Хотя Сэм присутствовал на утренней тренировке, где я впервые пытался ходить — а он тем временем смешил меня, мешая тем самым прорываться раздражению, — на трудотерапии вечером он становится активным участникомзанятий. После носков и ящиков мы переходим к упражнениям на координацию и рефлексы. Мы используем «Крота в норе», разные карточки и настольные игры. Сандра, мой трудотерапевт, спрашивает, играл ли я в боулинг на приставке. Я отвечаю, что уже не помню. Сэм меня поправляет:
— Да, мы подарили ее пару лет назад бабушке на Рождество. И пару раз играли вместе.
— И как, у меня получалось?
— Нет, — отвечает Сэм. — Играл ты отвратно.
И вот мы сражаемся с Сэмом. Уговор таков: побеждает тот, кто выиграет две партии из трех. Но третьей и не понадобилось: он наголову меня разгромил.
— Вообще-то, с учетом ситуации, это совершенно нечестно, потому что борьба неравная, — жалуюсь я, возвращая свой виртуальный шар для боулинга на виртуальную стойку.
Сэм кивает:
— Ты совершенно прав, Папс. Я выше тебя.
Таким образом мой сын легко обходит суровую правду: играл я как слепая утка. Мало того, я никак не могу взять в толк, каким образом это готовит меня к жизни с Паркинсоном и больной спиной.

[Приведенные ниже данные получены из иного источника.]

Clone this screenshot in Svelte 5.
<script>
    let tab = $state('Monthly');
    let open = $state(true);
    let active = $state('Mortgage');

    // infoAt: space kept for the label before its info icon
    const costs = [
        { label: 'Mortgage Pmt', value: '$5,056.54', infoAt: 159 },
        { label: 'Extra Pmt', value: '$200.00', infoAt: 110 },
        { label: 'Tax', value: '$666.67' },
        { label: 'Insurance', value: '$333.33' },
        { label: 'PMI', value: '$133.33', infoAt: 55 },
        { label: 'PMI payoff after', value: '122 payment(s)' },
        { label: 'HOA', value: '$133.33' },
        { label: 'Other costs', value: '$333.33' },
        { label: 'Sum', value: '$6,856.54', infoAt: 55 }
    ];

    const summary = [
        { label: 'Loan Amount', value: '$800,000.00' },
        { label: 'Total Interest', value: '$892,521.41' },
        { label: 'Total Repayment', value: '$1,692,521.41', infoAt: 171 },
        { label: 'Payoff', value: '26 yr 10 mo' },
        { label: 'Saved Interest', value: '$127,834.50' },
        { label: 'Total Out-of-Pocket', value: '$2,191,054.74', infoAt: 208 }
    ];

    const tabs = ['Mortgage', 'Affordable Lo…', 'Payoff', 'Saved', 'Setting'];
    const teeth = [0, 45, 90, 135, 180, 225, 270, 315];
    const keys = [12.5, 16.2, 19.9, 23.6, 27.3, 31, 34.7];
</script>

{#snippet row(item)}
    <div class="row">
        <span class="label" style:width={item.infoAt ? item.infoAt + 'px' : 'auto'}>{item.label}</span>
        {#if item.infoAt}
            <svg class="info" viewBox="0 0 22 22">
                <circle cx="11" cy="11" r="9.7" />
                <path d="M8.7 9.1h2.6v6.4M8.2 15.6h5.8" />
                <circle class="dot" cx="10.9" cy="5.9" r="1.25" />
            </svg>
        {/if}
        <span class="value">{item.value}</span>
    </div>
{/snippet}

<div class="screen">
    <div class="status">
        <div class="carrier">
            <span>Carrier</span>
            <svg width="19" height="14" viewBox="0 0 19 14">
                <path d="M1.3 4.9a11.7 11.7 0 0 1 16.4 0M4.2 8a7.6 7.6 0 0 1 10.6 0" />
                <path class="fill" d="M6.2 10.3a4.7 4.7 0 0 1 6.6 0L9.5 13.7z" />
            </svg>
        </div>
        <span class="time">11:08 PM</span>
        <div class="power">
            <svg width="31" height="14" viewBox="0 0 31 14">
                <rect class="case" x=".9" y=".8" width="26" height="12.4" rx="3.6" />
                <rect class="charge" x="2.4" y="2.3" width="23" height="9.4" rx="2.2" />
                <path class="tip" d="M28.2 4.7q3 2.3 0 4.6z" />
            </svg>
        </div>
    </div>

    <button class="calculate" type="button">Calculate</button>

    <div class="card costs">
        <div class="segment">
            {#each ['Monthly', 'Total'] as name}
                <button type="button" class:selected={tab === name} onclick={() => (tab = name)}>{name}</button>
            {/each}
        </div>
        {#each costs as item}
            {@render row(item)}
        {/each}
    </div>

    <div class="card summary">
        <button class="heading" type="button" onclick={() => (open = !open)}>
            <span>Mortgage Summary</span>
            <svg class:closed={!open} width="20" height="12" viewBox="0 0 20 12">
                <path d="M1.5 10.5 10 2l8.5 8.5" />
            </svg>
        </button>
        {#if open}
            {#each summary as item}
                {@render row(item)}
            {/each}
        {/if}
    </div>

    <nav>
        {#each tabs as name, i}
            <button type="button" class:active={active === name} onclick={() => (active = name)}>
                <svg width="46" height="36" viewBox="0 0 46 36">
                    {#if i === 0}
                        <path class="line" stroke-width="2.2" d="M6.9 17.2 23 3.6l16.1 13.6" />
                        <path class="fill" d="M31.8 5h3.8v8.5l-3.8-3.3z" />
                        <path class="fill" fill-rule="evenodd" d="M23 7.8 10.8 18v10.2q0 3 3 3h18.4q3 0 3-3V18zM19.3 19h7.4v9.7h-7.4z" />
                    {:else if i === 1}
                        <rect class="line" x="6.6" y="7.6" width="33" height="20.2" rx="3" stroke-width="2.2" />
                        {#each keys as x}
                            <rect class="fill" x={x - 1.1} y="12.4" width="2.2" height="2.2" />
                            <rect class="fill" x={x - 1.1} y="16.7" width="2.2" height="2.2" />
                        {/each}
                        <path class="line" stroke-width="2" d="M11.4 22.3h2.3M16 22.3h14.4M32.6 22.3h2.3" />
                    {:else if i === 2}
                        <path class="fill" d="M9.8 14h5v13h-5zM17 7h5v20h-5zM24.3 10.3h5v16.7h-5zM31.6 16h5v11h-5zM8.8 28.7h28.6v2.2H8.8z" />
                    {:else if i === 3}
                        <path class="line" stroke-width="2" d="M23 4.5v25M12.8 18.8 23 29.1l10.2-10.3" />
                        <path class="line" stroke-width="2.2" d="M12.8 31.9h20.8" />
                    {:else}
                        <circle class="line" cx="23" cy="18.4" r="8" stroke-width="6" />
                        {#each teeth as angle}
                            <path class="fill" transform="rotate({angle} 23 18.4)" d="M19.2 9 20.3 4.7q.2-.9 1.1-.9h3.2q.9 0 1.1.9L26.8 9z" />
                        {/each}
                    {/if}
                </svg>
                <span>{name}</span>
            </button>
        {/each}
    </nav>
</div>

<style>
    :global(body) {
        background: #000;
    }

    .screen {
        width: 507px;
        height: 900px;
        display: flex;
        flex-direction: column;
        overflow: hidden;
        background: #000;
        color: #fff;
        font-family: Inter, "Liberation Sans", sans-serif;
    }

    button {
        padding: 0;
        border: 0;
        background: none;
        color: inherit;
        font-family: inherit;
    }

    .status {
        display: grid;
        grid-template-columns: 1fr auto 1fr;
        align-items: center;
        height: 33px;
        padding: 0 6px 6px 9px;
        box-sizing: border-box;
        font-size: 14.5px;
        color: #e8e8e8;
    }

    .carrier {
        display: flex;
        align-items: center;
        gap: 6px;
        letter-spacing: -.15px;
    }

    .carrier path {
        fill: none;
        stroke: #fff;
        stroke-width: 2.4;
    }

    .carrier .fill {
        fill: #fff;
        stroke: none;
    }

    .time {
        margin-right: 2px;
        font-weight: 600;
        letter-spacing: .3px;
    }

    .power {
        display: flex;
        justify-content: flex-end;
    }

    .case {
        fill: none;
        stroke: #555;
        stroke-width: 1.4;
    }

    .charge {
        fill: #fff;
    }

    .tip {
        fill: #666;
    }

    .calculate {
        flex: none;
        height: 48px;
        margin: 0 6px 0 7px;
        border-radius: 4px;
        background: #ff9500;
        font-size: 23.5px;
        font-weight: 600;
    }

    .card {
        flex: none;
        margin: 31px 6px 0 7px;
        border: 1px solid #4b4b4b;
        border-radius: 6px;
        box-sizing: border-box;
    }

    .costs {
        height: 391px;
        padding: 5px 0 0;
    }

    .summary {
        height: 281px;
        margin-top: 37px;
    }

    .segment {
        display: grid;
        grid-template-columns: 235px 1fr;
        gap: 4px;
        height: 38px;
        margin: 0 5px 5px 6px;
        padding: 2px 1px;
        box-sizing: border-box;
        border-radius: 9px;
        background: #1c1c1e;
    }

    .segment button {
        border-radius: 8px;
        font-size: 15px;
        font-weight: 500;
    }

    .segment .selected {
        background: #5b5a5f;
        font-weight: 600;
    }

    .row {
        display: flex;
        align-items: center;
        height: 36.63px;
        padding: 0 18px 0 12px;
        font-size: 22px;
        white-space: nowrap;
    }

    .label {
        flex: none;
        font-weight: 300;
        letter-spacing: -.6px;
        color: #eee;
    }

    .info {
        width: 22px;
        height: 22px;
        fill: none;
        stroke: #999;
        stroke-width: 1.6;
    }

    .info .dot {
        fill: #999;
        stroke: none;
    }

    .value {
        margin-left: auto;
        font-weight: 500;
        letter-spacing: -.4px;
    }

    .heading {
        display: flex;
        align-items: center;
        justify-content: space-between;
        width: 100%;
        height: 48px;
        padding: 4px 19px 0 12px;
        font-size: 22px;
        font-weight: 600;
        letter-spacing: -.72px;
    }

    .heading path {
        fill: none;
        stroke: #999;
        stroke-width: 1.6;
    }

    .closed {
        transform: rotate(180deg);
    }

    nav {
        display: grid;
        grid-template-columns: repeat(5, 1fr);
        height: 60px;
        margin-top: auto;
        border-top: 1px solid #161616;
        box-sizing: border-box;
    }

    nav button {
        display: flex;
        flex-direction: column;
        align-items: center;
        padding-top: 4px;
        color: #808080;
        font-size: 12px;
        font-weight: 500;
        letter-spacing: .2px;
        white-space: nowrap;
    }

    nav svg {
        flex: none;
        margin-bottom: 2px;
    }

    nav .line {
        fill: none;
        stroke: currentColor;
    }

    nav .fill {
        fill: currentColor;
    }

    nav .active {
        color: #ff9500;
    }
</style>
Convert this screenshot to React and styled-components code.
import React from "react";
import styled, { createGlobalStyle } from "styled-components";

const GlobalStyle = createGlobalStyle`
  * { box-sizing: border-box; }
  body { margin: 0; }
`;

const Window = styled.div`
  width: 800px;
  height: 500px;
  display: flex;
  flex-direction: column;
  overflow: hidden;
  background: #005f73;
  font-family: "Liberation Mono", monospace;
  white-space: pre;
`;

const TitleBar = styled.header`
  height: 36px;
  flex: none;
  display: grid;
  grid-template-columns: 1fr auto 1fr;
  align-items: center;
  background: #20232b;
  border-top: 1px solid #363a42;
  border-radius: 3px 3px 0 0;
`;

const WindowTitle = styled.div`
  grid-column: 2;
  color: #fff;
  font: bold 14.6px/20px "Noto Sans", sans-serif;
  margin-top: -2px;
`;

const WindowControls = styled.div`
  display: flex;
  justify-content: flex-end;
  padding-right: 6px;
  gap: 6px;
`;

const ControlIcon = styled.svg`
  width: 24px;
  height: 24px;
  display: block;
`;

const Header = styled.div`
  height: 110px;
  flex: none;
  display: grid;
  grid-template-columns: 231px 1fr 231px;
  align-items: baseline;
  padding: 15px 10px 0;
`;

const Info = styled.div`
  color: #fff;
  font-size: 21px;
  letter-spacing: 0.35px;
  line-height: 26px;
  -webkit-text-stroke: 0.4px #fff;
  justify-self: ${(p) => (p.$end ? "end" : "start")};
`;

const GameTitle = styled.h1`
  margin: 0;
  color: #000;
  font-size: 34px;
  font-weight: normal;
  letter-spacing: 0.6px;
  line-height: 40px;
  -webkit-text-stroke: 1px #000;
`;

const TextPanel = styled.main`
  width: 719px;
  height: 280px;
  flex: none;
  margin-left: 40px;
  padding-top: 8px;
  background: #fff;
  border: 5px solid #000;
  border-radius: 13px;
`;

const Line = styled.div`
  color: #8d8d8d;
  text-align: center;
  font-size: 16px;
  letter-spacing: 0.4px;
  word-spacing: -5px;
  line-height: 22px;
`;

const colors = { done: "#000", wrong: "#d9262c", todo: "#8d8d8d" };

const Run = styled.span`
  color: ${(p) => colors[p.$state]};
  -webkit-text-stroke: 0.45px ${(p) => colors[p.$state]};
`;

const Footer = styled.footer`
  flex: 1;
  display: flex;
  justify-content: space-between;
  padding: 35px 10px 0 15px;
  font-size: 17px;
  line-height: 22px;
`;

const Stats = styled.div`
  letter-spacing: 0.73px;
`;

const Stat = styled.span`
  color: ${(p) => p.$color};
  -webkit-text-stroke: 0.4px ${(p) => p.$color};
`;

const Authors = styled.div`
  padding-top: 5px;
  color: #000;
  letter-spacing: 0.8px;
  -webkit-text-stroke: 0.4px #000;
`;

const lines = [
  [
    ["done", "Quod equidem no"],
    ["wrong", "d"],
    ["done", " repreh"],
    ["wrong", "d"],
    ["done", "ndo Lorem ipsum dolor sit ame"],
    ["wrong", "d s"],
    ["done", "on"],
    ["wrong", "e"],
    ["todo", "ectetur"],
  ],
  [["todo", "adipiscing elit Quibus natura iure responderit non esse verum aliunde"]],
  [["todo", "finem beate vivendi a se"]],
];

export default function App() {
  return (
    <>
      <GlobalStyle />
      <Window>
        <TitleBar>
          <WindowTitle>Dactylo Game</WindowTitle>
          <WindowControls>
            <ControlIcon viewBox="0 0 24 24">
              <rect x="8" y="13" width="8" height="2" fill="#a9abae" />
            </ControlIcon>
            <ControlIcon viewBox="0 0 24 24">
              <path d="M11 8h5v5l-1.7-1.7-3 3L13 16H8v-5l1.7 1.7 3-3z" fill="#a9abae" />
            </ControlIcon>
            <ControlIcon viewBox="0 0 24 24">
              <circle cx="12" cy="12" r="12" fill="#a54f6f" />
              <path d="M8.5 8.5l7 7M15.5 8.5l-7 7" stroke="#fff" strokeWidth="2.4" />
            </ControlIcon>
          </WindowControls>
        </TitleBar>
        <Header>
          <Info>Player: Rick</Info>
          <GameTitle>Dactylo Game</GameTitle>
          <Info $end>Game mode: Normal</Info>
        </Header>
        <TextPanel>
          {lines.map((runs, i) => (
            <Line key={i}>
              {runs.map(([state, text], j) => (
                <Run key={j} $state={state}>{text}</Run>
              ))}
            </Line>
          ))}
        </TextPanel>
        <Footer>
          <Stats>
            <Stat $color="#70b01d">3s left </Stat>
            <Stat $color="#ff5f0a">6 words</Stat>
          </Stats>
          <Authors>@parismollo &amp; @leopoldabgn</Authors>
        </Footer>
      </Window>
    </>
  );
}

Я ожидал, что терапия будет суровой, утомительной и болезненной, и так оно и оказалось. Но у меня есть поддержка. Я люблю мою семью: люблю их обеспокоенность, их заботу, их присутствие. Я благодарен и впечатлен работой докторов, медсестер и другого персонала. Я чувствую, что все они очень хотят, чтобы я скорей поправился. Но только сейчас до меня начинает доходить, что это еще и внутренняя работа. Терапия поможет, только если Я буду верить. Я всегда был уверенным в себе, оптимистичным и целеустремленным, но сейчас сомнения начинают подтачивать меня изнутри. Кто я такой, чтобы думать, что это мне по плечу, когда столько людей не справились — кто-то с болезнью Паркинсона, кто-то с послед-ствиями операции. Возможно, я один-единственный, кому пришлось столкнуться сразу и с тем и с другим. С драконом о двух головах.